Another Democrat Joins Race Sue Kaun Challenges Nethercutt For Congress

As she begins her campaign for Congress, Sue Kaun is quick to say she doesn’t have solutions to some of the nation’s toughest problems.

The federal budget should be balanced, although a seven-year time limit isn’t crucial, she said. But which programs to cut requires further study.

The tax code favors businesses at the expense of individuals, she said. But citizens need to discuss the changes before any overhaul is attempted.

Welfare doesn’t work as well as the nation had hoped when the programs were instituted, she said, but placing time limits on benefits mean poor children will be left without a safety net.

“I don’t have all the answers,” Kaun said Thursday.

That doesn’t strike her as a serious handicap as she prepares to challenge freshman Rep. George Nethercutt for Eastern Washington’s 5th District seat.

“It’s important to bring people in who have, not necessarily the answers, but the ability to think through the problems,” she said.

Congress needs more facilitators and collaborators, she said, and fewer people intent on winning or losing.

“It’s time for Congress to grow up and solve problems,” she said. “They’ve tried to dismantle the government, not make it better.”

A former general manager of the Liberty Lake Sewer District, Kaun will become the second Democrat candidate in the race when she announces this morning at a Ridpath Hotel press conference. Judy Olson of Garfield, former president of the Washington Association of Wheat Growers, said last week she would run for the seat.

It will be Kaun’s second run for elective office, and a quantum leap from her successful first campaign. That 1992 election placed her on the board of 25 freeholders who spent three years studying ways to revise local government. Kaun wound up opposing the board’s final product, a city-county charter, and joined the campaign against it.

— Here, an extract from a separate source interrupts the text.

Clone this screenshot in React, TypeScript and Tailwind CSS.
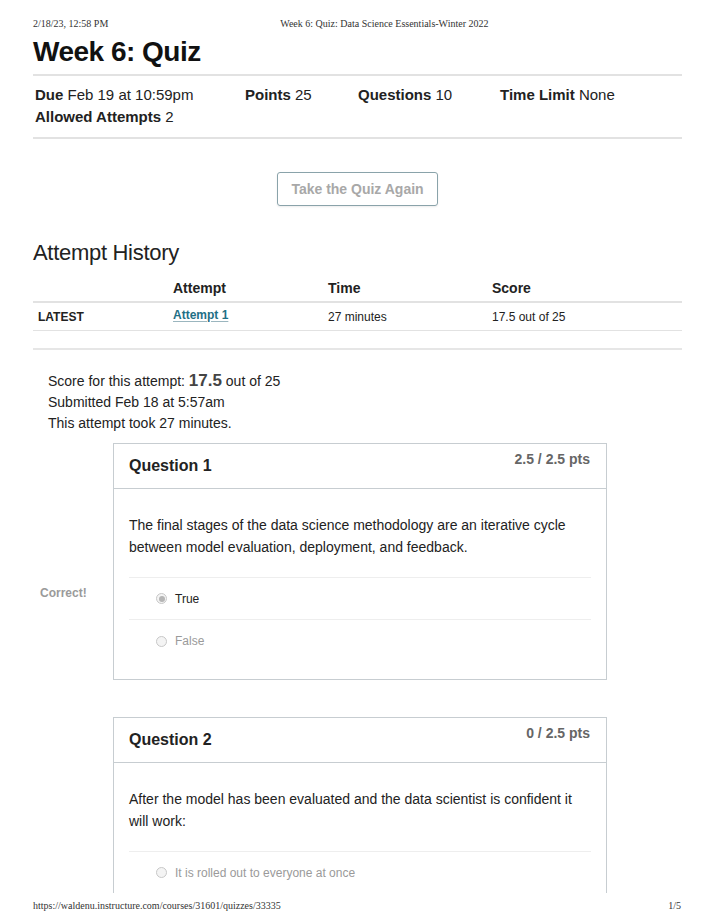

Her ability to debate and discuss the charter prompted friends and party activists to urge her to run for Congress.

“If I hadn’t been asked by people, I never would have thought about it,” she said.

There are some issues on which Kaun takes unequivocal stands. She supports a woman’s right to choose an abortion, and believes the federal government should supply tax funds for women on welfare who make that choice.

She supports the so-called assault weapons ban, which restricts the manufacture and sale of certain types of semiautomatic military style rifles.

But many of the nation’s problems require the suggestions of many people rather than a solution from one person, she said.

Republicans who took control of Congress after the 1994 election “were given a gift” to make changes. Instead, there has been gridlock, she said.

“They’ve blown it with their bully-boy tactics,” she said.

Kaun, 54, is married and the mother of three grown children. She was the manager of Liberty Lake Sewer District from 1976 through 1990, and served as interim manager for Modern Electric Water Company in 1991.